Chapter 8 Flashcards
What is cognitive psychology? What are 3 important aspects of cognition?
It is a broad field that includes the study of consciousness, memory, and cognitive neuroscience.
Thinking, intelligence, and language.
What is Thinking?
Involves manipulating information mentally by forming concepts, solving problems, making decisions, and reflecting.
What are Concepts?
They are mental categories that are used to group objects, events and characteristics. (apples are both fruits)
Concepts are important for 4 reasons. What are they?
- They allow us to generalize.
- Concepts allow us to associate experiences and objects.
- Concepts aid memory by making it more efficient (we dont have to think about how to sit on a chair every time we see one)
- Concepts provide clues about how to react to a particular object or experience.
What is the prototype model?
It is a model to understand the structure and function of concepts. It emphasizes that when people evaluate whether a given item fits a certain concept, they compare the item with the most typical item(s) in that category and look for resemblance with that item’s properties.
What is problem solving?
finding an appropriate way to attain a goal when the goal is not readily available.
What are 4 steps of Problem-Solving process
- Find and Frame Problems: Involves asking questions in creative ways and “seeing” what others do not.
- Develop Good Problem-Solving Strategies: These include subgoals (intermediate goals) and Algorithms (strategies that guarantee a solution to a problem) Heuristics (shortcut strategies that suggest a solution, not guarantee an answer)
- Evaluate Solutions
- Redefine Problem and Solution over Time: “Can we make the computer faster”

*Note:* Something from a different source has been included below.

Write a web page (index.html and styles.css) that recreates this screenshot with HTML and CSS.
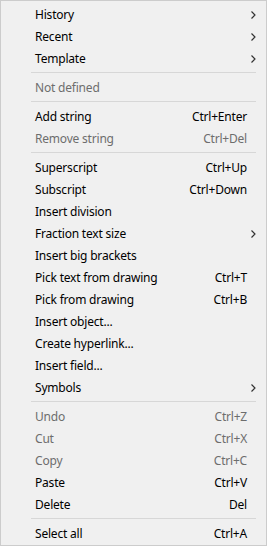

What is Fixation? Functional Fixedness?
Involves using a prior strategy and failing to look at a problem from a fresh new perspective.
Functional fixedness occurs when individuals fail to solve a problem because they are fixated on a thing’s usual functions.
What is Reasoning?
It is the mental activity of drawing conclusions from given information. It uses reason, which is weighing arguments and applying logic to come up with conclusions.
What is Inductive Reasoning?
Type of reasoning that involves reasoning from specific observations to make generalizations. It means starting with incoming information and then drawing conclusions.
(Drinking milk, tasting sour, inductive reasoning is the reason you throw out the whole carton)
What is Deductive Reasoning?
Reasoning from a true general principle to a specific instance. You are given information and DEDUCING some case is true.
What is decision making and how does it differ from reasoning?
Reasoning involves following rules to reach a conclusion. In decision making, such rules may not exists, and we may not know the consequences of those decisions.
What are 2 systems of Reasoning and Decision Making?
Automatic (system 1): processing that is rapid, heuristic, associative and intuitive. Following a hunch.
Controlled (system 2): Slower, effortful and analytical. It involves conscious reflection.
What is loss aversion?
Refers to the tendency to strongly prefer to avoid losses compared to acquiring gains.
What is the Endowment effect?
It is when people set greater value to things they already own compared to objects owned by someone else.
What is sunk cost fallacy?
It refers to the fact that people are reluctant to give up on a venture because of past investment. (You have studied 2 years and realized you don’t like that program. You don’t switch majors because it might feel like a waste of 2 years.)
What is Confirmation Bias?
The tendency to search for and use information that supports our ideas rather than refutes them.
It is also referred to as myside bias.
What is Hindsight Bias?
It is our tendency to report falsely that we accurately predicted an outcome after it has already occurred.
(i knew it all along)
What is Availability heuristic?
It refers to a prediction about the probability of an event based on the ease of imagining similar events.
(When you have a sudden fear of flying after you heard about a plane crash)
What is Base rate neglect?
It is the tendency to ignore information about general principles in favor of specific, but vivid information.
(For example if you want to guess a students test average, and you are provided that the class average is 75%, that would be a good answer. However if the student told you how many hours they studied, it would interfere with your decision making. Its somewhat like misleading information)
What is Representativeness heuristic?
It is the tendency to make judgements about group membership based on physical appearance rather than on available base rate information.
It is basically relying on stereotypes (a concept to make generalization about a group) for decision making.
What is Bias blind spot?
It is when people who recognize bias in other people fail to see it in themselves.